Resolution of this appeal hinges on the meaning of the statutory language “immediately after the taking,” so as to establish a forcible stealing, and “immediate flight” from the commission of the crime. Some factors to consider on the issue of immediacy are the distance between the crime and the use of force or a dangerous instrument, the elapsed time since the actual taking of the property, whether the culprit is in possession of the fruits of the crime, whether he or she had reached a place of temporary safety and whether police, security guards or citizens were in close pursuit (see People v Gladman, 41 NY2d 123, 129 [1976]).

This was not a case where police or the victim confronted the culprit or gave chase directly following the culprit’s taking of the property (compare People v Carr-El, 99 NY2d 546, 547-548 [2002]; People v Rumrill, 40 AD3d 1273, 1274-1275 [2007], lv denied 9 NY3d 926 [2007]; People v Whitted, 16 AD3d 905, 906 [2005], lv denied 4 NY3d 892 [2005]; People v Jones, 282 AD2d 382, 382 [2001], lv denied 96 NY2d 920 [2001]; People v Brock, 125 AD2d 401, 401 [1986], lv denied 69 NY2d 824 [1987]). While defendant encountered the security guards near the store, he had walked around in and out of the mall for approximately 30 minutes after taking the pants before the guards approached him and demanded return of the store’s property. They had surreptitiously followed him, not making any effort to apprehend him during that time; there was no indication that defendant *793was aware that he was being followed or that he attempted to evade pursuit (compare People v Donovan, 53 AD2d 27, 33-34 [1976]). Defendant appeared to believe that he had reached a point of temporary safety when he left the store with the stolen merchandise and continued through the mall without apprehension. Under the circumstances here, we find that defendant’s use of force against the security guards to retain possession of the stolen property did not occur “immediately after the taking,” nor did he swing the belt at them in the course of “immediate flight” from the commission of the crime. Although the proof was therefore legally insufficient to establish that defendant committed a robbery, the evidence was legally sufficient to establish that he committed the lesser included offense of petit larceny (see Penal Law § 155.25). We modify the judgment accordingly (see CPL 470.15 [2] [b]).*

Defendant failed to object to the prosecutor’s summation, thus failing to preserve his argument that the summation deprived him of a fair trial (see People v Dann, 14 AD3d 795, 797 [2005], lv denied 4 NY3d 885 [2005]). In any event, this argument is without merit.

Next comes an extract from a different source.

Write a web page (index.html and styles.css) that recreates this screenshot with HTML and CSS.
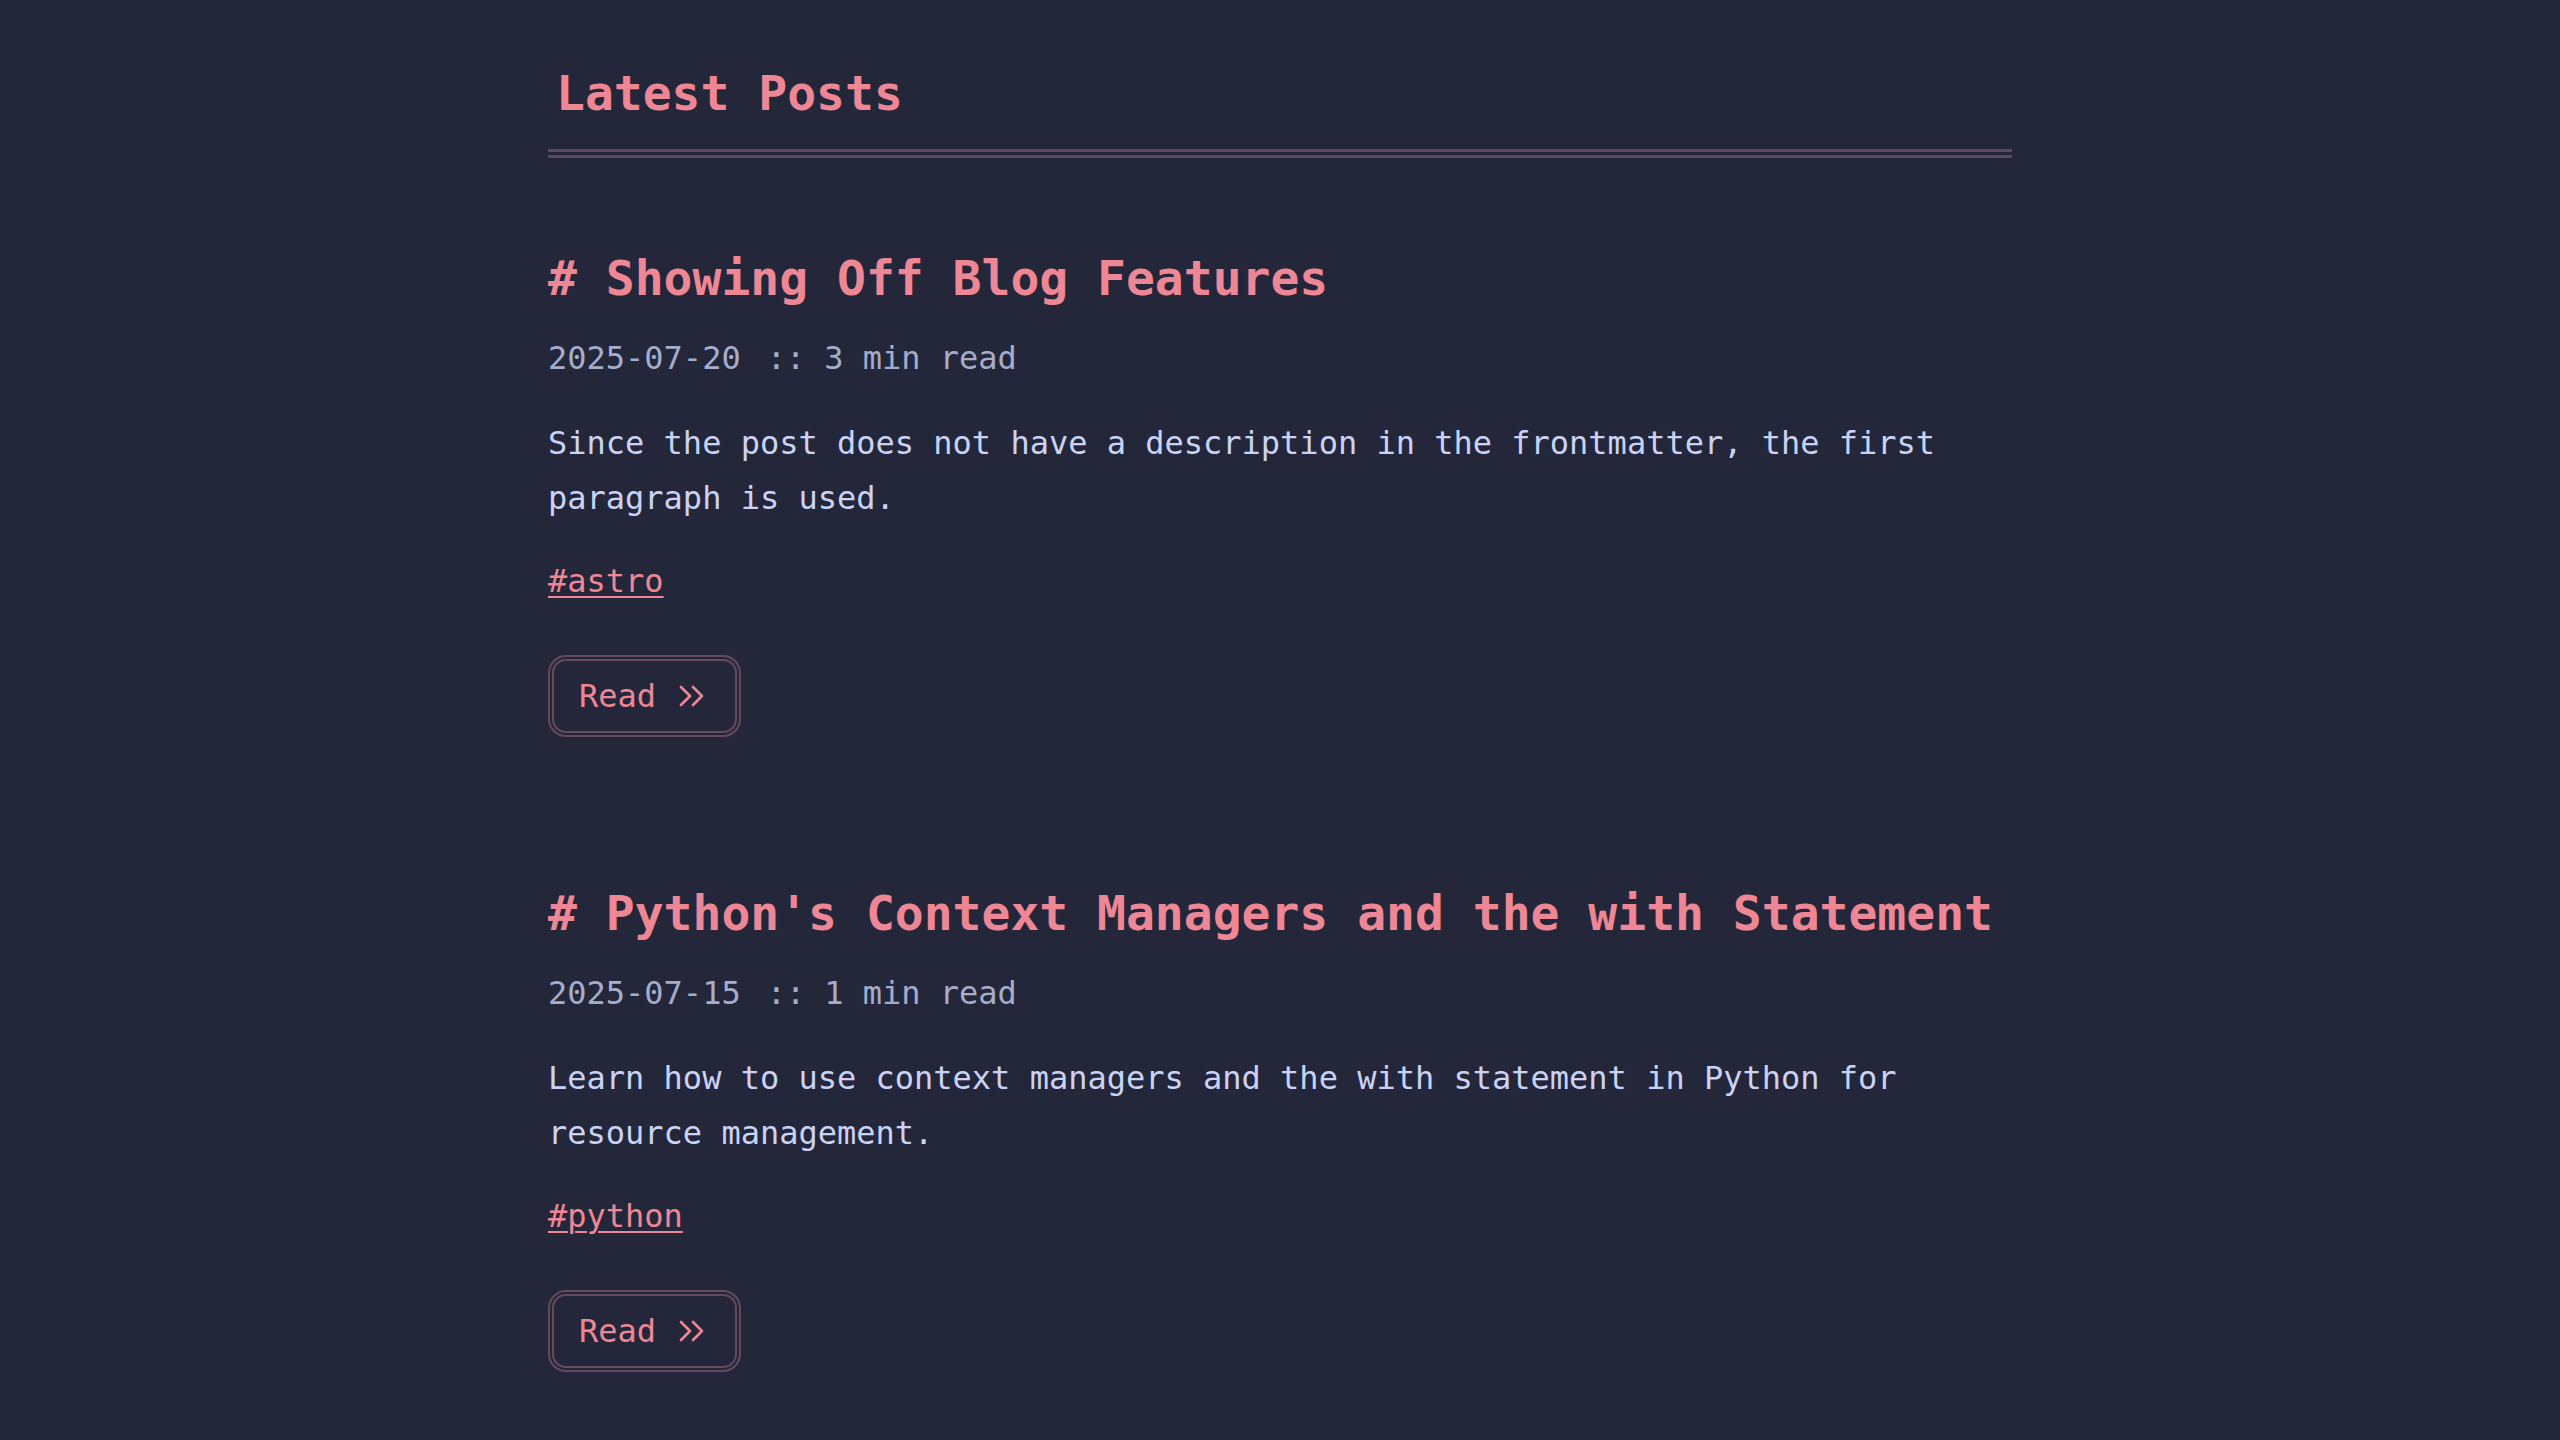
FILE: index.html
```html
<!DOCTYPE html>
<html lang="en">
<head>
<meta charset="utf-8">
<title>Latest Posts</title>
<link rel="stylesheet" href="styles.css">
</head>
<body>
<main class="page">
  <h1 class="page-title">Latest Posts</h1>
  <section class="posts">
    <article class="post">
      <h2 class="post-title"># Showing Off Blog Features</h2>
      <div class="post-meta"><span class="post-date">2025-07-20</span><span class="sep">::</span>3 min read</div>
      <p class="post-desc">Since the post does not have a description in the frontmatter, the first paragraph is used.</p>
      <div class="post-tags"><a class="tag" href="#">#astro</a></div>
      <a class="read-btn" href="#">
        <span>Read</span>
        <svg class="chev" width="28" height="22" viewBox="0 0 28 22" fill="none" stroke="currentColor" stroke-width="2.6" stroke-linecap="round" stroke-linejoin="round"><path d="M3 2l9 9-9 9"/><path d="M15 2l9 9-9 9"/></svg>
      </a>
    </article>
    <article class="post">
      <h2 class="post-title"># Python's Context Managers and the with Statement</h2>
      <div class="post-meta"><span class="post-date">2025-07-15</span><span class="sep">::</span>1 min read</div>
      <p class="post-desc">Learn how to use context managers and the with statement in Python for resource management.</p>
      <div class="post-tags"><a class="tag" href="#">#python</a></div>
      <a class="read-btn" href="#">
        <span>Read</span>
        <svg class="chev" width="28" height="22" viewBox="0 0 28 22" fill="none" stroke="currentColor" stroke-width="2.6" stroke-linecap="round" stroke-linejoin="round"><path d="M3 2l9 9-9 9"/><path d="M15 2l9 9-9 9"/></svg>
      </a>
    </article>
  </section>
</main>
</body>
</html>
```
FILE: styles.css
```css
html, body {
  margin: 0;
  padding: 0;
  background: #24273a;
}
body {
  font-family: "DejaVu Sans Mono", "Liberation Mono", monospace;
  font-size: 32px;
  line-height: 54px;
  color: #cad3f5;
  min-height: 1440px;
}
.page {
  width: 1464px;
  margin: 0 auto;
  padding-top: 64px;
}
.page-title {
  margin: 0;
  font-size: 48px;
  line-height: 58px;
  font-weight: bold;
  color: #ed8796;
  padding: 0 0 27px 8px;
  border-bottom: 9px double #5d4a5f;
}
.posts {
  display: flex;
  flex-direction: column;
  gap: 145px;
  padding-top: 89px;
}
.post {
  display: flex;
  flex-direction: column;
  align-items: flex-start;
}
.post-title {
  margin: 0;
  font-size: 48px;
  line-height: 62px;
  font-weight: bold;
  color: #ed8796;
}
.post-meta {
  margin-top: 22px;
  color: #a5adcb;
}
.sep {
  margin: 0 19px 0 26px;
}
.post-desc {
  margin: 31px 0 0;
  line-height: 55px;
}
.post-tags {
  margin-top: 28px;
}
.tag {
  color: #ed8796;
  text-decoration: underline;
  text-decoration-thickness: 2px;
  text-underline-offset: 4px;
}
.read-btn {
  margin-top: 47px;
  display: inline-flex;
  align-items: center;
  gap: 22px;
  padding: 8px 29px 8px 25px;
  border: 6px double #644a5f;
  border-radius: 18px;
  color: #ed8796;
  text-decoration: none;
}
.chev {
  display: block;
}
```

Defendant similarly failed to preserve his contention that he was improperly sentenced as a second felony offender, as he failed to object at sentencing (see People v Ruffin, 42 AD3d 582, 582 [2007], lv denied 9 NY3d 881 [2007]). This contention also lacks merit because County Court substantially complied with the statutory requirements (see CPL 400.21; People v Ruffin, 42 AD3d at 582; People v Ladson, 30 AD3d 836, 837 [2006], lv denied 7 NY3d 814 [2006]).

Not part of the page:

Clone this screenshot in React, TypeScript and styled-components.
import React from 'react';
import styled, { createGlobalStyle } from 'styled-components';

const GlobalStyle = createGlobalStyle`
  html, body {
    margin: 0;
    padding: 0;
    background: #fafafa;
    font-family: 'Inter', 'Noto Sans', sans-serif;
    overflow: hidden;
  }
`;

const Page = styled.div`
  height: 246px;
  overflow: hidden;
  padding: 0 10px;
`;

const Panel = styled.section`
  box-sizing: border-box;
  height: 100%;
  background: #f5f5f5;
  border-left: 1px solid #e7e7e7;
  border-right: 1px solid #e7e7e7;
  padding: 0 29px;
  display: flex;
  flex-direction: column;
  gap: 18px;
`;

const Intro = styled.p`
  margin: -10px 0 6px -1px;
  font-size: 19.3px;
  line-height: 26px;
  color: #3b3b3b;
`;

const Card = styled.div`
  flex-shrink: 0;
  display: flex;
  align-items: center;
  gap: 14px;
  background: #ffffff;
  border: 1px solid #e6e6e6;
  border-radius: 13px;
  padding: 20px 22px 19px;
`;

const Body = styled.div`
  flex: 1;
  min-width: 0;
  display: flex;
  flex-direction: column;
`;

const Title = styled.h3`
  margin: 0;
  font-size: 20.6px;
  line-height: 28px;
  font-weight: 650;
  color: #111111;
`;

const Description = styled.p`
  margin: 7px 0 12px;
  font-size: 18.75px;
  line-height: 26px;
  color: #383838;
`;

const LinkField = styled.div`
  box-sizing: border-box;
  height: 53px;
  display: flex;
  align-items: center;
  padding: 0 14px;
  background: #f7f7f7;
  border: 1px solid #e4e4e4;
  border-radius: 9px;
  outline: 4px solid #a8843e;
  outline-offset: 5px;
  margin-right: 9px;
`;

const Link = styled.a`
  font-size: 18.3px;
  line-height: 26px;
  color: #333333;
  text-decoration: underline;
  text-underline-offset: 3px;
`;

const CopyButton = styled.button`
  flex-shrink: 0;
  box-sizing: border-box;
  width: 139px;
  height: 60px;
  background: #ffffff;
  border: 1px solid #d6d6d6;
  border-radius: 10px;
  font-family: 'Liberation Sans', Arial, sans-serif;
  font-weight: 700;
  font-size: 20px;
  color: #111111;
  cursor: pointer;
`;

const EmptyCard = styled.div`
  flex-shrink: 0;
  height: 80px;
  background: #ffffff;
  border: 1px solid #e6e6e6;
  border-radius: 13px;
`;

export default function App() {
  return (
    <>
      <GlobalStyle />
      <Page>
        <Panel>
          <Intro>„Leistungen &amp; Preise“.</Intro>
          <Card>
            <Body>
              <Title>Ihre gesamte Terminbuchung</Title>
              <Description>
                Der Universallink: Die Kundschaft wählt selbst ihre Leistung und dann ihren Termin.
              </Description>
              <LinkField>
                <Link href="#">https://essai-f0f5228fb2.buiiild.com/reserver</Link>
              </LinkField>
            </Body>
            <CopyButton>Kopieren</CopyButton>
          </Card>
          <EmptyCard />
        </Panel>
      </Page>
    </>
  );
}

We have considered defendant’s remaining arguments and find them to be without merit.

Spain, J.P., Lahtinen, Malone Jr. and Stein, JJ., concur. Ordered that the judgment is modified, on the law, by reducing defendant’s conviction of the crime of robbery in the first degree under count one of the indictment to petit larceny and by vacating the sentence imposed thereon, and, as so modified, affirmed.

Because defendant has already been incarcerated for more than one year— the maximum allowed on this class A misdemeanor—and County Court imposed a concurrent sentence of 2 to 4 years for tampering with physical evidence, we need not remit for resentencing.